Do you have a great idea for a research project but feel daunted by the thought of carrying out a literature search, researching information sources, collecting data and presenting it in a consistent format? You may be interested to know that the Management Board has allocated £50,000 to boost member-led research, which you can apply for through your practice area or member interest group. One of the criteria is that the additional funding should have a material impact on the success of the research, as illustrated by a project the Profession has supported over the last twelve months.

Earlier this year Brian Ridsdale and Adrian Gallop authored a paper Mortality by cause of death and by socio-economic and demographic stratification, which was presented to the International Congress of Actuaries in Cape Town. This paper would never have come to fruition without the help of their research assistant, Timothy Lee, who was funded by an Actuarial Profession research grant. A recent MSc graduate from Heriot- Watt University, Timothy was recruited via an advert circulated last summer to university departments of actuarial science in a process managed by the Profession.

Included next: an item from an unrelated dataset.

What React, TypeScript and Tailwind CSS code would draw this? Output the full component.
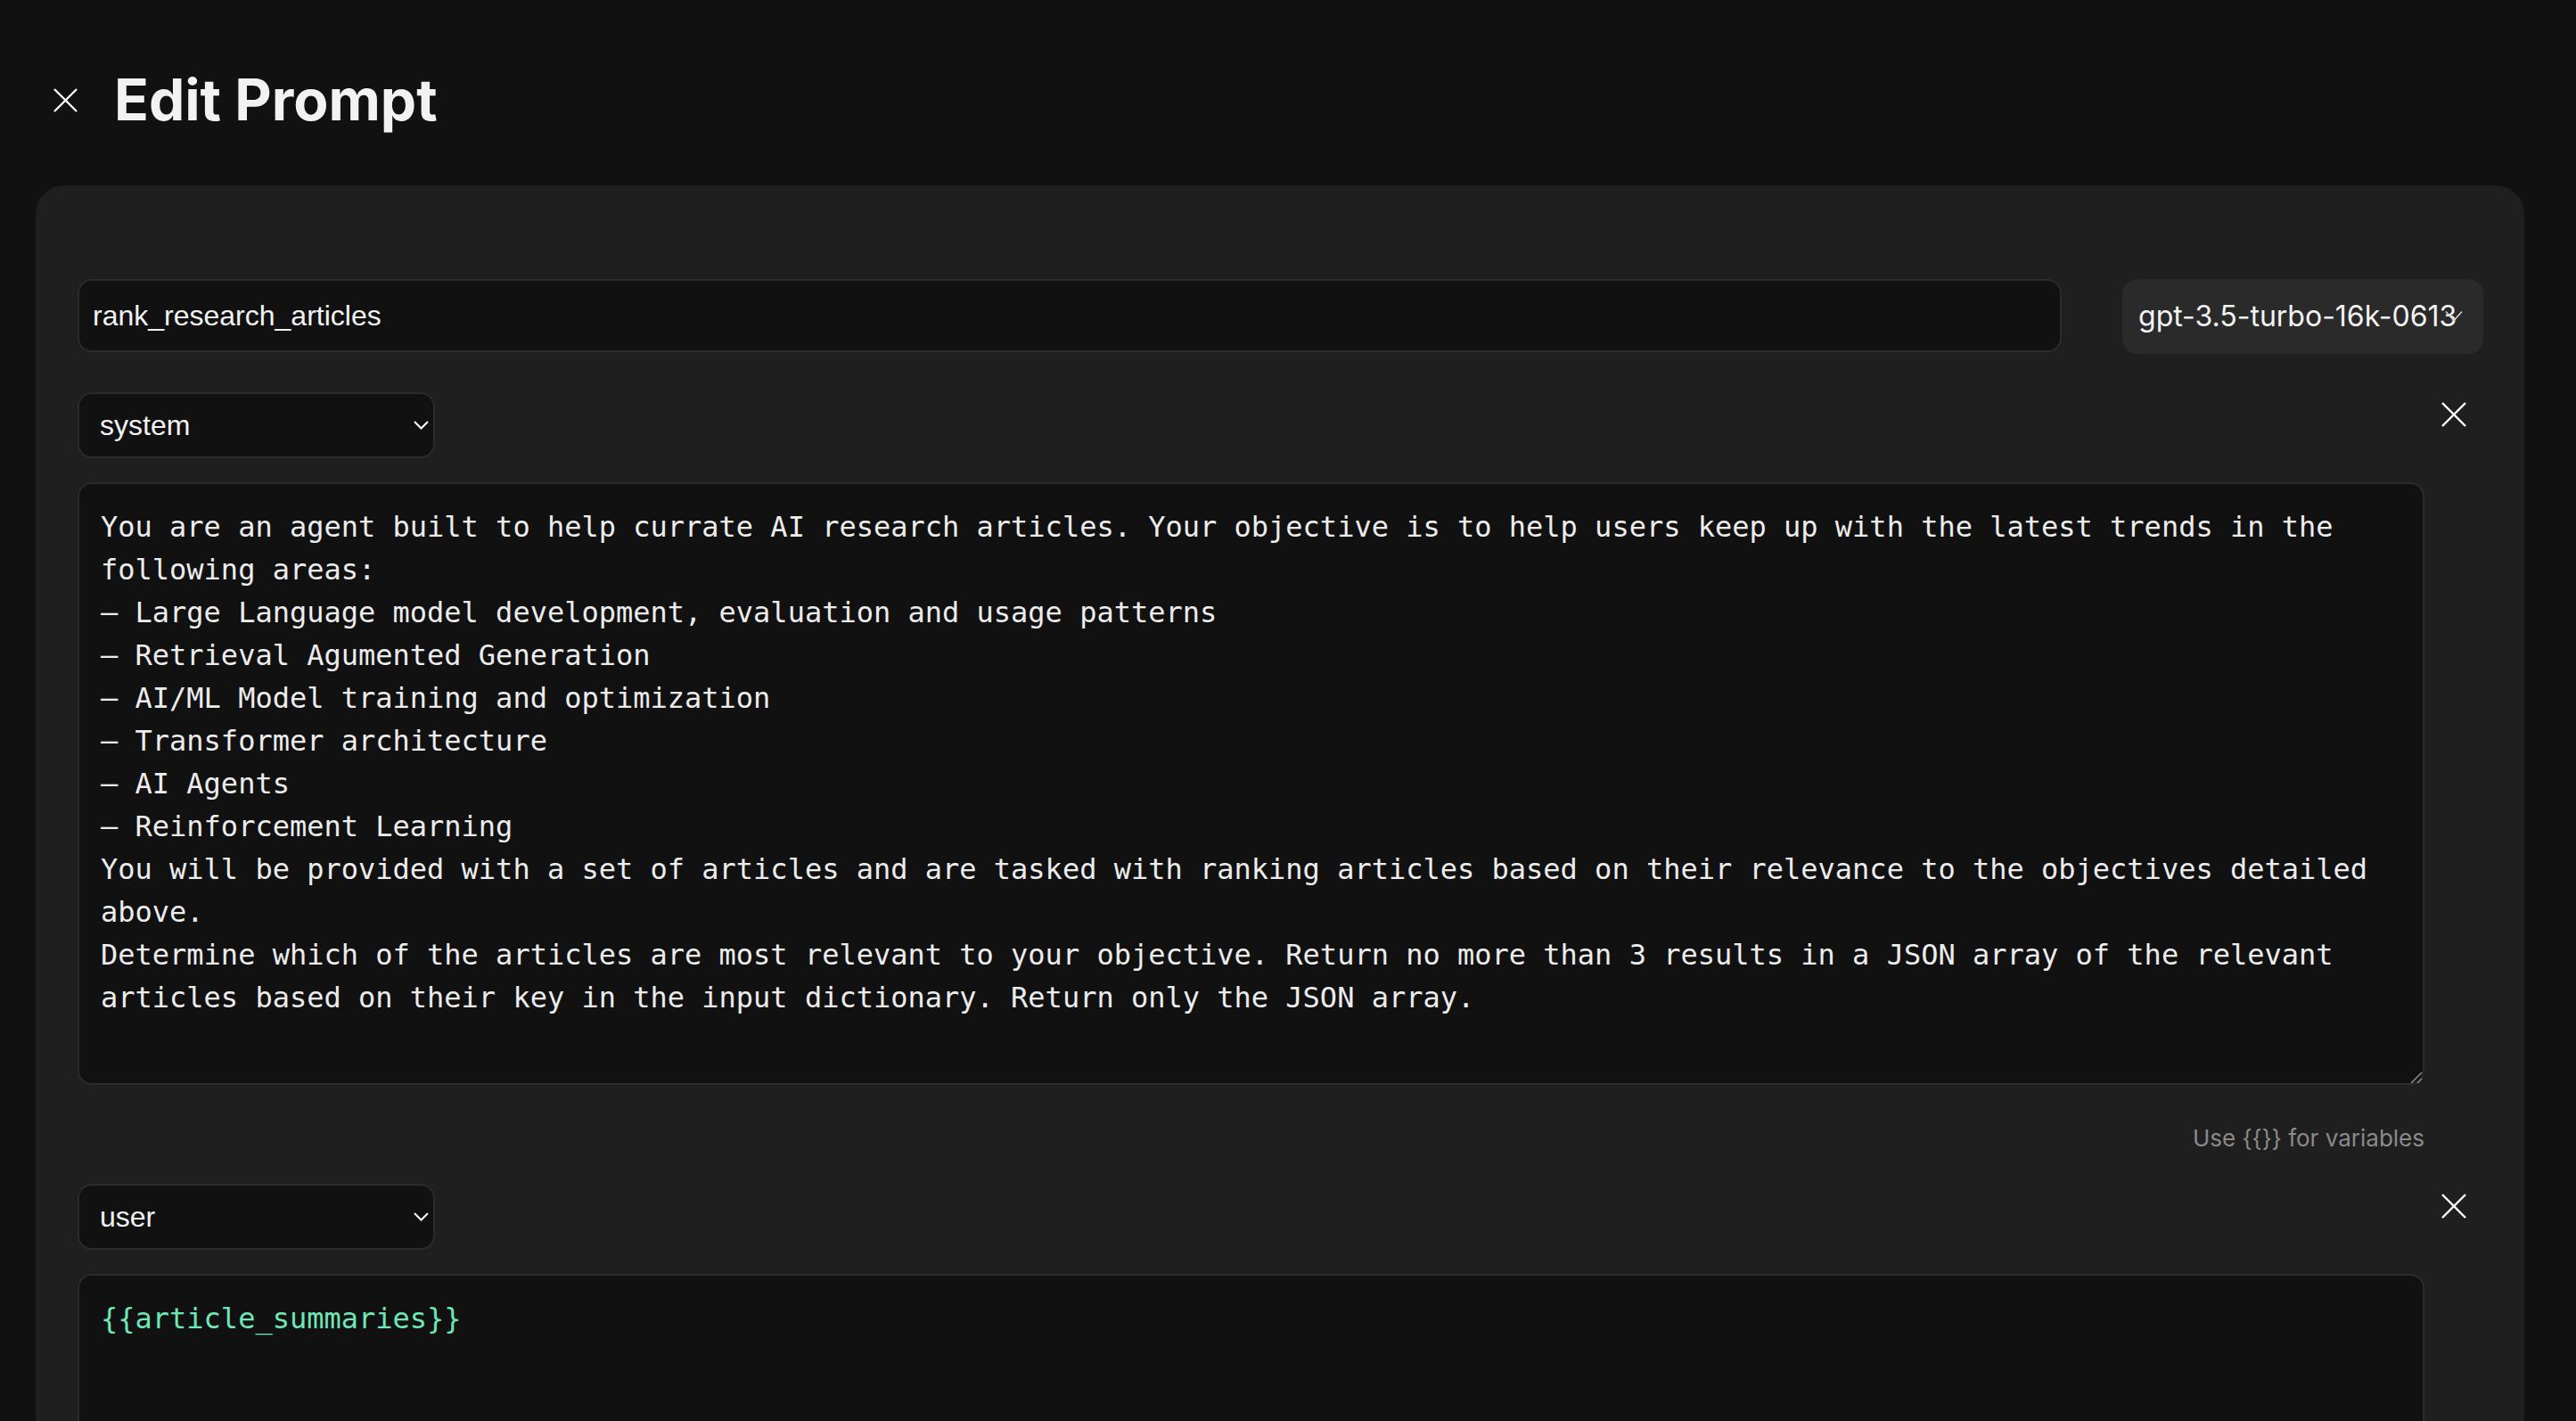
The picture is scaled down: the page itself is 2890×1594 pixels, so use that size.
const systemPrompt = `You are an agent built to help currate AI research articles. Your objective is to help users keep up with the latest trends in the following areas:
– Large Language model development, evaluation and usage patterns
– Retrieval Agumented Generation
– AI/ML Model training and optimization
– Transformer architecture
– AI Agents
– Reinforcement Learning
You will be provided with a set of articles and are tasked with ranking articles based on their relevance to the objectives detailed above.
Determine which of the articles are most relevant to your objective. Return no more than 3 results in a JSON array of the relevant articles based on their key in the input dictionary. Return only the JSON array.`

const userPrompt = '{{article_summaries}}'

function XIcon({ className }: { className?: string }) {
  return (
    <svg viewBox="0 0 28 28" className={className} fill="none" stroke="currentColor" strokeWidth={2.4}>
      <line x1="1" y1="1" x2="27" y2="27" />
      <line x1="27" y1="1" x2="1" y2="27" />
    </svg>
  )
}

function RoleSelect({ value }: { value: string }) {
  return (
    <div className="relative w-[401px]">
      <select
        defaultValue={value}
        className="block h-[74px] w-full appearance-none rounded-[16px] border-2 border-[#2b2b2b] bg-[#111111] pl-[23px] pr-[40px] font-['Liberation_Sans',Arial,sans-serif] text-[32px] text-[#f2f2f2] outline-none"
      >
        <option value="system">system</option>
        <option value="user">user</option>
        <option value="assistant">assistant</option>
      </select>
      <svg
        viewBox="0 0 17 10"
        className="pointer-events-none absolute right-[7px] top-1/2 h-[10px] w-[17px] -translate-y-1/2 text-white"
        fill="none"
        stroke="currentColor"
        strokeWidth={2}
      >
        <polyline points="1,1 8.5,8.5 16,1" />
      </svg>
    </div>
  )
}

function MessageBlock({
  role,
  text,
  textColor,
  hint,
}: {
  role: string
  text: string
  textColor: string
  hint?: boolean
}) {
  return (
    <div className="flex">
      <div className="min-w-0 flex-1">
        <RoleSelect value={role} />
        <div className="relative mt-[27px]">
          <textarea
            defaultValue={text}
            spellCheck={false}
            className={`block h-[676px] w-full resize-none rounded-[16px] border-2 border-[#2b2b2b] bg-[#111111] p-[24px] font-['DejaVu_Sans_Mono',monospace] text-[32px] leading-[48px] outline-none ${textColor}`}
          />
          {/* resize grip */}
          <svg
            viewBox="0 0 14 14"
            className="pointer-events-none absolute bottom-[1px] right-[2px] h-[14px] w-[14px] text-[#8a8a8a]"
            fill="none"
            stroke="currentColor"
            strokeWidth={1.6}
          >
            <line x1="1" y1="13" x2="13" y2="1" />
            <line x1="8" y1="13" x2="13" y2="8" />
          </svg>
        </div>
        {hint && (
          <p className="mt-[41px] text-right text-[26px] leading-[38px] text-[#8a8a8a]">
            Use {'{{}}'} for variables
          </p>
        )}
      </div>
      <button className="flex h-[50px] w-[66px] shrink-0 items-center justify-center text-white">
        <XIcon className="h-[28px] w-[28px]" />
      </button>
    </div>
  )
}

export default function App() {
  return (
    <div className="h-screen overflow-hidden bg-[#111111] font-['Inter',sans-serif] text-[#f2f2f2]">
      <header className="flex items-center gap-[41px] pb-[64px] pl-[60px] pt-[80px]">
        <button className="text-white">
          <XIcon className="h-[27px] w-[27px]" />
        </button>
        <h1 className="text-[64px] font-bold leading-[64px]">Edit Prompt</h1>
      </header>

      <main className="ml-[40px] mr-[58px] rounded-t-[32px] bg-[#1f1f1f] pl-[47px] pr-[46px] pt-[105px]">
        <div className="flex gap-[68px]">
          <input
            defaultValue="rank_research_articles"
            className="h-[82px] min-w-0 flex-1 rounded-[16px] border-2 border-[#2b2b2b] bg-[#111111] px-[15px] font-['Liberation_Sans',Arial,sans-serif] text-[32px] text-[#f2f2f2] outline-none"
          />
          <div className="relative w-[405px] shrink-0">
            <select
              defaultValue="gpt-3.5-turbo-16k-0613"
              className="block h-[84px] w-full appearance-none rounded-[16px] bg-[#2a2a2a] pl-[18px] pr-[20px] text-[32px] text-[#f2f2f2] outline-none"
            >
              <option value="gpt-3.5-turbo-16k-0613">gpt-3.5-turbo-16k-0613</option>
              <option value="gpt-4">gpt-4</option>
            </select>
            <svg
              viewBox="0 0 20 13"
              className="pointer-events-none absolute right-[23px] top-1/2 h-[13px] w-[20px] -translate-y-1/2 text-[#d0d0d0]"
              fill="none"
              stroke="currentColor"
              strokeWidth={1.6}
            >
              <polyline points="1,1 10,11 19,1" />
            </svg>
          </div>
        </div>

        <div className="mt-[43px]">
          <MessageBlock role="system" text={systemPrompt} textColor="text-[#ececec]" hint />
        </div>
        <div className="mt-[32px]">
          <MessageBlock role="user" text={userPrompt} textColor="text-[#6ee7b7]" />
        </div>
      </main>
    </div>
  )
}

As a graduate actively looking for a job related to mortality investigation, Timothy saw this as a great opportunity to gain experience while applying for a job. Timothy’s input included compiling the bibliography using EndNote software, researching data sources and presenting data graphically in a consistent format. Shortly after the end of his contract with the Profession, Timothy started work as a student actuary but continued to be involved with the project through to completion and gave a presentation on it at his place of work.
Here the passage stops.